Rethmann
- Type: Kommanditgesellschaft with a societas Europaea as general partner
- Industry: Logistics, Recycling, Water management, Public transport
- Founded: 1934
- Founder: Josef Rethmann
- Headquarters: Selm, Germany
- Key people: Klemens Rethmann (Spokesman for the Board of Directors); Ludger Rethmann; Martin Rethmann (Chairman of the Supervisory Board);
- Revenue: €30.0 billion (2025)
- Number of employees: 211,000 (2025)
- Website: www.rethmann-gruppe.de/en/

= Rethmann =

German holding company

Rethmann SE & Co. KG (stylised as RETHMANN) is a German family business. It is the parent company of the international groups Remondis (recycling, service, water management), Rhenus (logistics) and Saria (processing of animal by-products and organic waste). Since 2025, the Rethmann Group also holds a majority (66%) stake in the French transport company Transdev. The TSR Group (metal recycling) also belongs to Rethmann through Remondis. Since 1934, Rethmann’s headquarters have been located at its founding site in Selm.

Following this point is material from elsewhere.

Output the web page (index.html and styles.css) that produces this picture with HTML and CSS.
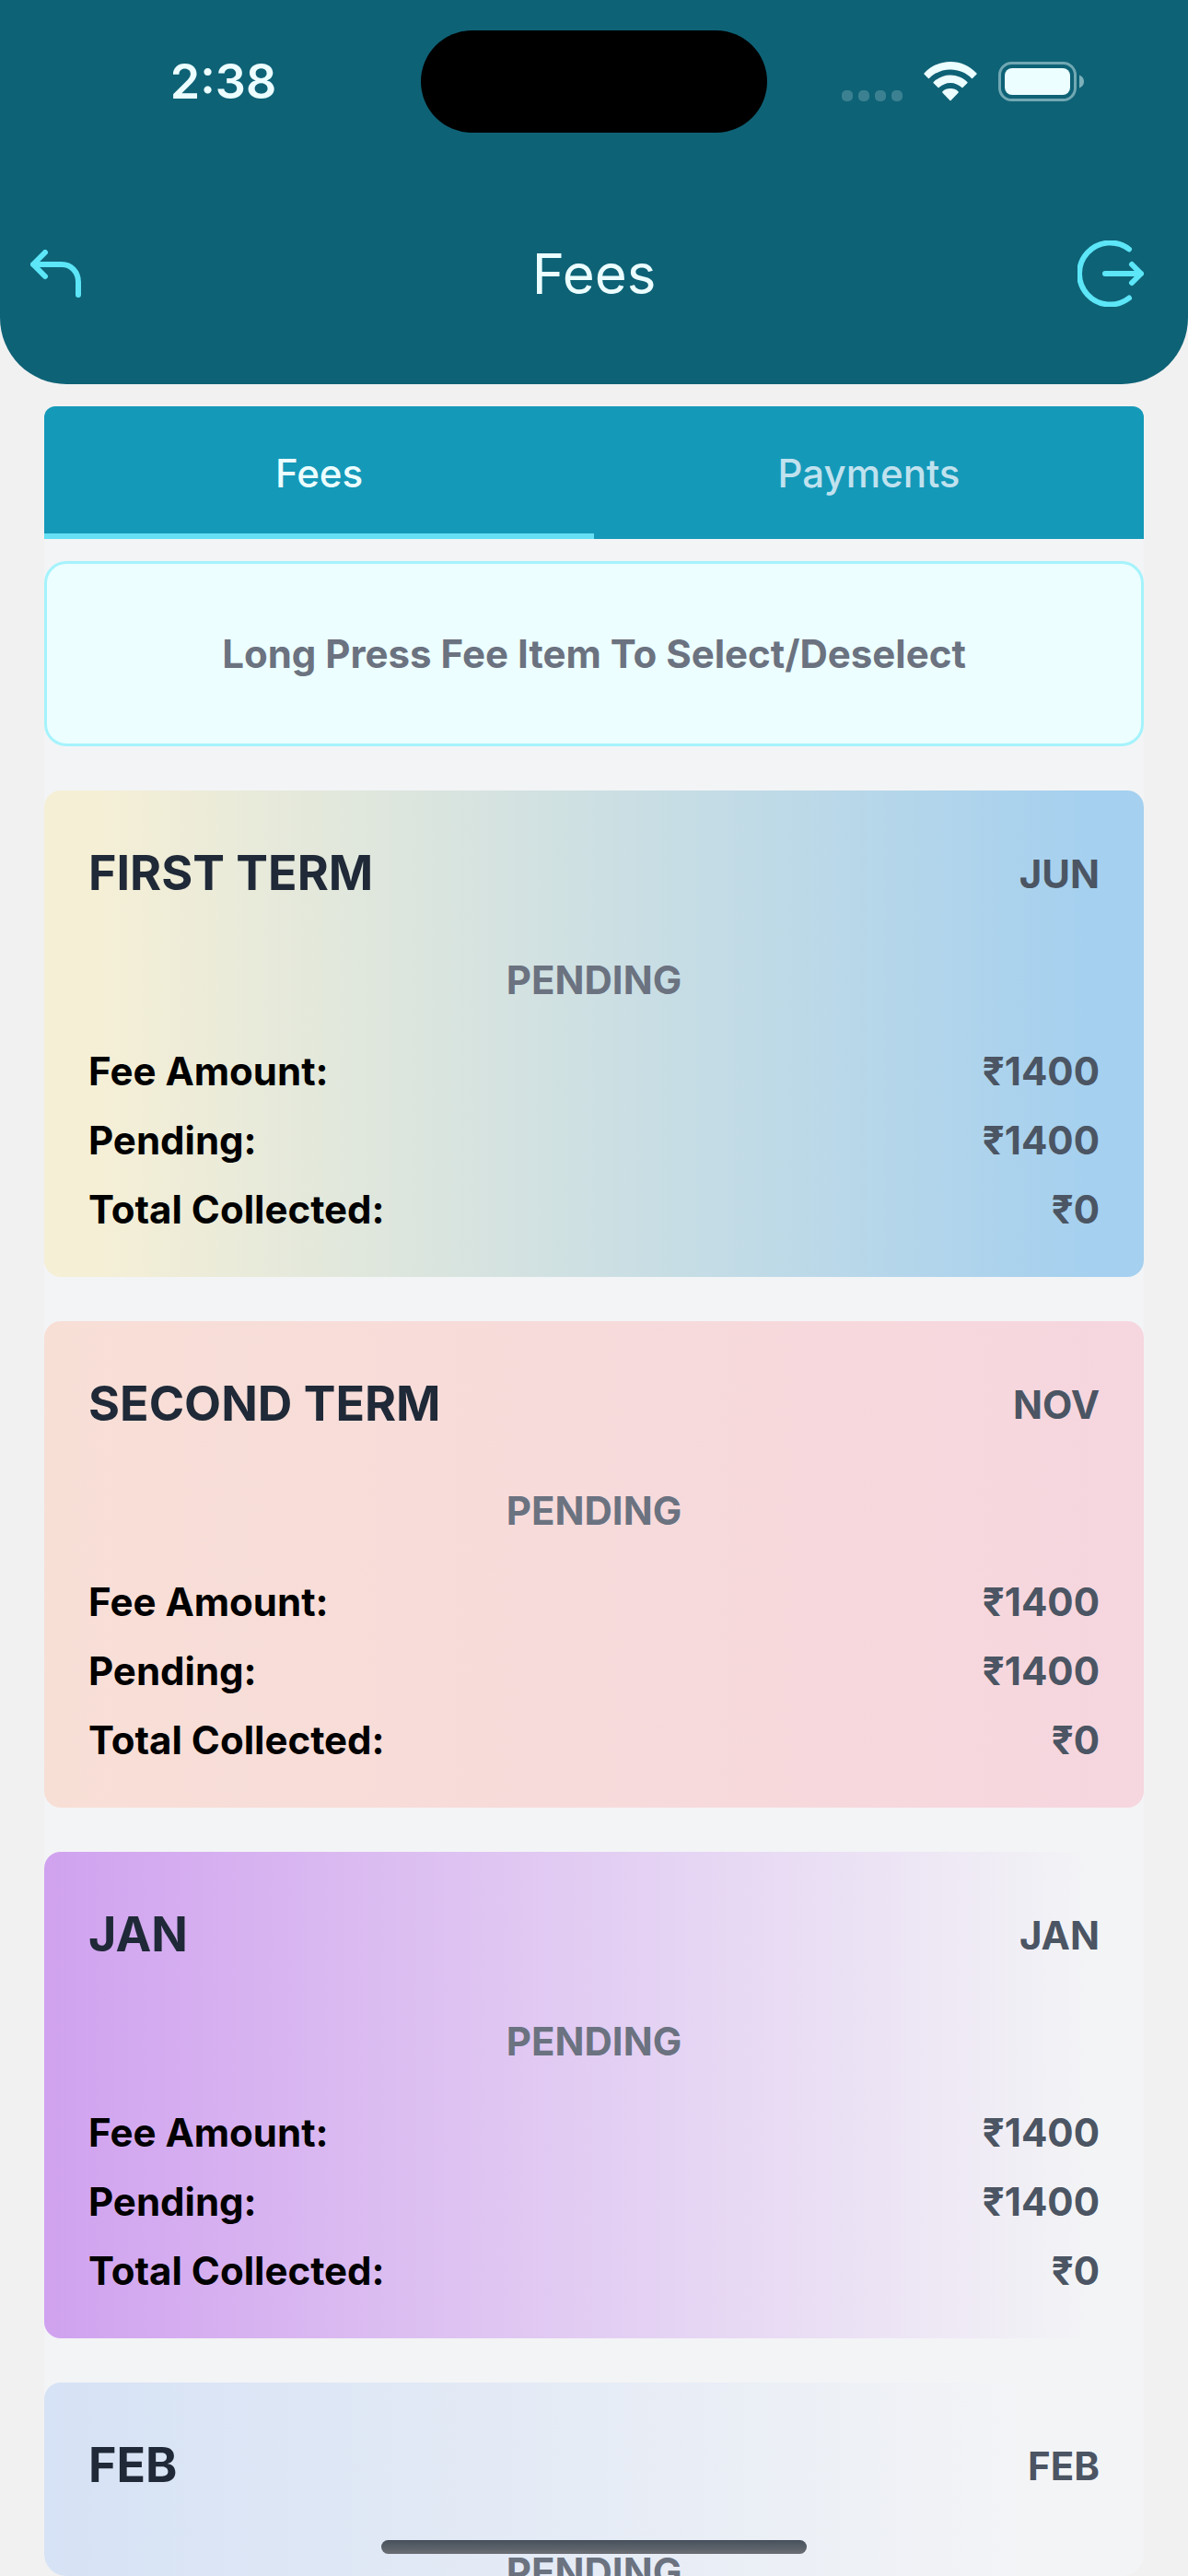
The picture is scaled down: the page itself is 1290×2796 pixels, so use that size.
FILE: index.html
```
<!DOCTYPE html>
<html lang="en">
<head>
    <meta charset="UTF-8">
    <meta name="viewport" content="width=device-width, initial-scale=1.0">
    <title>Fees</title>
    <link rel="stylesheet" href="styles.css">
</head>
<body>
    <header class="header">
        <div class="status-bar">
            <span class="time">2:38</span>
            <div class="island"></div>
            <div class="status-icons">
                <svg class="signal" viewBox="0 0 66 12" aria-hidden="true">
                    <rect x="0" y="0" width="12" height="12" rx="5"/>
                    <rect x="18" y="0" width="12" height="12" rx="5"/>
                    <rect x="36" y="0" width="12" height="12" rx="5"/>
                    <rect x="54" y="0" width="12" height="12" rx="5"/>
                </svg>
                <svg class="wifi" viewBox="0 0 58 43" aria-hidden="true">
                    <path d="M29 0C40 0 50 4.500 57.500 12.500Q58 13 57.500 13.500L53 18Q52.500 18.500 52 18C46 12 38 8.500 29 8.500S12 12 6 18Q5.500 18.500 5 18L.5 13.500Q0 13 .5 12.500C8 4.500 18 0 29 0Z"/>
                    <path d="M29 14.500C36 14.500 42.500 17.300 47.300 22Q48 22.600 47.300 23.200L42.500 28Q42 28.500 41.400 28C38 25 33.800 23 29 23S20 25 16.600 28Q16 28.500 15.500 28L10.700 23.200Q10 22.600 10.700 22C15.500 17.300 22 14.500 29 14.500Z"/>
                    <path d="M29 29C32.300 29 35.300 30.200 37.500 32.200Q38.200 33 37.500 33.800L29.600 42Q29 42.600 28.400 42L20.500 33.800Q19.800 33 20.500 32.200C22.700 30.200 25.700 29 29 29Z"/>
                </svg>
                <svg class="battery" viewBox="0 0 93 43" aria-hidden="true">
                    <rect class="battery-case" x="1.500" y="1.500" width="82" height="40" rx="13"/>
                    <rect class="battery-level" x="7" y="7" width="71" height="29" rx="8"/>
                    <path class="battery-cap" d="M88 14.500Q93 16.500 93 21.500T88 28.500Z"/>
                </svg>
            </div>
        </div>
        <div class="nav-bar">
            <button class="icon-button" type="button" aria-label="Back">
                <svg class="back-icon" viewBox="0 0 56 52" aria-hidden="true">
                    <path d="M16 3L3 16L16 29M3 16H34C44 16 52 24 52 35V49"/>
                </svg>
            </button>
            <h1>Fees</h1>
            <button class="icon-button logout" type="button" aria-label="Log out">
                <svg class="logout-icon" viewBox="0 0 72 72" aria-hidden="true">
                    <path d="M56 9.500A33.500 33.500 0 1 0 56 62.500M30 36H69M59 26L69 36L59 46"/>
                </svg>
            </button>
        </div>
    </header>

    <main class="content">
        <div class="tabs" role="tablist">
            <button class="tab active" type="button" role="tab" aria-selected="true">Fees</button>
            <button class="tab" type="button" role="tab" aria-selected="false">Payments</button>
        </div>

        <p class="notice">Long Press Fee Item To Select/Deselect</p>

        <div class="fee-list">
            <article class="fee-card first">
                <div class="card-head">
                    <h2>FIRST TERM</h2>
                    <span class="month">JUN</span>
                </div>
                <p class="status">PENDING</p>
                <dl>
                    <div class="row"><dt>Fee Amount:</dt><dd>₹1400</dd></div>
                    <div class="row"><dt>Pending:</dt><dd>₹1400</dd></div>
                    <div class="row"><dt>Total Collected:</dt><dd>₹0</dd></div>
                </dl>
            </article>

            <article class="fee-card second">
                <div class="card-head">
                    <h2>SECOND TERM</h2>
                    <span class="month">NOV</span>
                </div>
                <p class="status">PENDING</p>
                <dl>
                    <div class="row"><dt>Fee Amount:</dt><dd>₹1400</dd></div>
                    <div class="row"><dt>Pending:</dt><dd>₹1400</dd></div>
                    <div class="row"><dt>Total Collected:</dt><dd>₹0</dd></div>
                </dl>
            </article>

            <article class="fee-card january">
                <div class="card-head">
                    <h2>JAN</h2>
                    <span class="month">JAN</span>
                </div>
                <p class="status">PENDING</p>
                <dl>
                    <div class="row"><dt>Fee Amount:</dt><dd>₹1400</dd></div>
                    <div class="row"><dt>Pending:</dt><dd>₹1400</dd></div>
                    <div class="row"><dt>Total Collected:</dt><dd>₹0</dd></div>
                </dl>
            </article>

            <article class="fee-card february">
                <div class="card-head">
                    <h2>FEB</h2>
                    <span class="month">FEB</span>
                </div>
                <p class="status">PENDING</p>
            </article>
        </div>
    </main>

    <div class="home-indicator"></div>
</body>
</html>
```
FILE: styles.css
```
* {
    box-sizing: border-box;
    margin: 0;
    padding: 0;
}
body {
    display: flex;
    flex-direction: column;
    height: 100vh;
    overflow: hidden;
    background-color: #f1f1f1;
    color: #000;
    font-family: Inter, "Noto Sans", sans-serif;
    font-size: 42px;
    line-height: 51px;
}
button {
    border: none;
    background: none;
    font: inherit;
    cursor: pointer;
}
svg {
    display: block;
}

/* header */
.header {
    flex: none;
    background-color: #0e6276;
    border-radius: 0 0 72px 72px;
    color: #ecfeff;
    padding-bottom: 84px;
}
.status-bar {
    display: grid;
    grid-template-columns: 1fr 376px 1fr;
    align-items: center;
    padding-top: 33px;
}
.time {
    padding-left: 28px;
    text-align: center;
    font-size: 52px;
    font-weight: 600;
}
.island {
    height: 111px;
    border-radius: 56px;
    background-color: #000;
}
.status-icons {
    display: flex;
    align-items: center;
    justify-content: flex-end;
    gap: 23px;
    padding-right: 113px;
    fill: #ecfeff;
}
.signal {
    width: 66px;
    align-self: flex-end;
    opacity: 0.2;
}
.wifi {
    width: 58px;
}
.battery {
    width: 93px;
}
.battery-case {
    fill: none;
    stroke: #ecfeff;
    stroke-width: 3;
    opacity: 0.45;
}
.battery-cap {
    opacity: 0.5;
}
.nav-bar {
    display: grid;
    grid-template-columns: 1fr auto 1fr;
    align-items: center;
    padding: 117px 33px 0;
}
.nav-bar h1 {
    font-size: 60px;
    font-weight: 400;
    line-height: 72px;
}
.icon-button {
    justify-self: start;
    color: #5ce6f7;
}
.icon-button svg {
    fill: none;
    stroke: currentColor;
    stroke-width: 6;
    stroke-linecap: round;
    stroke-linejoin: round;
}
.logout {
    justify-self: end;
    padding-right: 15px;
}
.back-icon {
    width: 56px;
}
.logout-icon {
    width: 72px;
}

/* tabs */
.content {
    flex: 1;
    min-height: 0;
    display: flex;
    flex-direction: column;
    gap: 24px;
    margin: 24px 48px 0;
    border-radius: 12px 12px 24px 24px;
    background-color: #f3f4f6;
    overflow: hidden;
}
.tabs {
    flex: none;
    display: flex;
    height: 144px;
    background-color: #1599b9;
}
.tab {
    flex: 1;
    border-top: 6px solid transparent;
    border-bottom: 6px solid transparent;
    color: #c0e2ee;
    font-weight: 500;
}
.tab.active {
    border-bottom-color: #67e0f5;
    color: #ecfeff;
}
.notice {
    flex: none;
    padding: 72px 24px;
    border: 3px solid #a5f3fc;
    border-radius: 24px;
    background-color: #ecfeff;
    color: #6b7280;
    font-weight: 700;
    text-align: center;
}

/* fee cards */
.fee-list {
    display: flex;
    flex-direction: column;
    gap: 48px;
    padding-top: 24px;
}
.fee-card {
    display: flex;
    flex-direction: column;
    gap: 48px;
    min-height: 528px;
    padding: 48px;
    border-radius: 18px;
    font-weight: 700;
}
.first {
    background: linear-gradient(to right, #f5efd6 5%, #a5d0ef 95%);
}
.second {
    background: linear-gradient(to right, #f8dfd6, #f6d6df);
}
.january {
    background: linear-gradient(to right, #d0a2ef, #f3f4f6 95%);
}
.february {
    background: linear-gradient(to right, #d6e2f5, #f3f4f6 90%);
}
.card-head,
.row {
    display: flex;
    align-items: center;
    justify-content: space-between;
}
.card-head h2 {
    color: #1f2937;
    font-size: 52px;
    font-weight: 700;
    line-height: 84px;
}
.month,
.row dd {
    color: #4b5563;
}
.status {
    color: #6b7280;
    text-align: center;
}
.fee-card dl {
    display: flex;
    flex-direction: column;
    gap: 24px;
}

.home-indicator {
    position: absolute;
    bottom: 24px;
    left: 50%;
    width: 462px;
    height: 15px;
    margin-left: -231px;
    border-radius: 8px;
    background: linear-gradient(to bottom, #46505c, #6b6e74);
}
```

The company is equally owned by the four brothers Klemens, Ludger, Georg and Martin Rethmann.

== Company divisions ==
The Rethmann Group operates through four business groups:

- The Remondis Group is a private service provider in the water and recycling industry. The company offers services from water supply and treatment to the gaining and recycling of raw materials, the development of recycling products and the provision of alternative energy sources.

- The Rhenus Group is a logistics service provider with Automotive, Contract Logistics, Overland Transport, Port Logistics and Air & Ocean business divisions.

- The Saria Group is active in the utilization of animal by-products and food waste and acts as a manufacturer of products for human and animal nutrition, agriculture, aquaculture and industrial applications. Saria also produces green energy and provides services to the agricultural and food industries.

- The Transdev Group is a private operator of public transport. The French state-owned financial institution Caisse des Dépôts is an additional shareholder.

== Company history ==
In 1934, Josef Rethmann laid the foundation for the family business by taking over a railway freight forwarder and a haulage company that also was responsible for ash disposal for some households in Selm. After winning a tender, this contract was extended to cover the entire town in 1959 — thus laying the foundations for the Remondis Group.

In 1961, Norbert Rethmann (born in 1939) took over the management of the family business. In 1992, Norbert Rethmann transferred almost all his shares in the company to his four sons and became chairman of the supervisory board. Hermann Niehues, who had been with the company since 1978, became CEO. In 1998, the Group's logistics division was further expanded with the acquisition of Rhenus AG & Co. When he took over, the turnover was 800 million Deutsche Mark. In 2007, the Rethmann Group achieved consolidated sales of €7.2 billion.

Following the death of Niehues in a fatal accident in the summer of 2008, Reinhard Lohmann, a graduate in business administration, took over as CEO on 1 October 2008. The brothers Ludger and Klemens Rethmann completed the three-member Board of Management.

In September 2009, Norbert Rethmann also transferred the remaining 4% of the company's shares to his sons and retired as honorary chairman of the supervisory board to his estate in Wamckow, Mecklenburg-Vorpommern, Germany. His youngest son, Martin Rethmann, became the new Chairman of the Supervisory Board, with Peter Nölke as his deputy and Georg Rethmann as another member of the Supervisory Board.
In 2010, Rethmann participated in the bidding process for Steag, Germany's fifth-largest energy supplier, but lost out to a municipal holding company of several municipal utilities from the Ruhr region in Germany.

On 31 December 2014, Peter Nölke stepped down from the Supervisory Board. Reinhard Lohmann also left the Board of Directors at the end of 2014 and was appointed to the Supervisory Board as Vice-Chairman.

In January 2019, Rethmann acquired a 30% stake in the international transport group Transdev from Veolia. The stake was increased to 34% with the contribution of an additional 4% by Rhenus Veniro. Rethmann's former transport subsidiary, Rhenus Veniro, thus became part of Transdev. In June 2025, the French state approved the sale of a further 32% stake to Rethmann, thereby giving it a majority shareholding; the state-owned CDC remains a minority shareholder with 34%; the acquisition was completed on 1 July 2025.

== Bibliography ==
- Stephan Mlodoch: Rethmann. In: Neue Deutsche Biographie (NDB). Duncker & Humblot, Berlin 2003, ISBN 3-428-11202-4.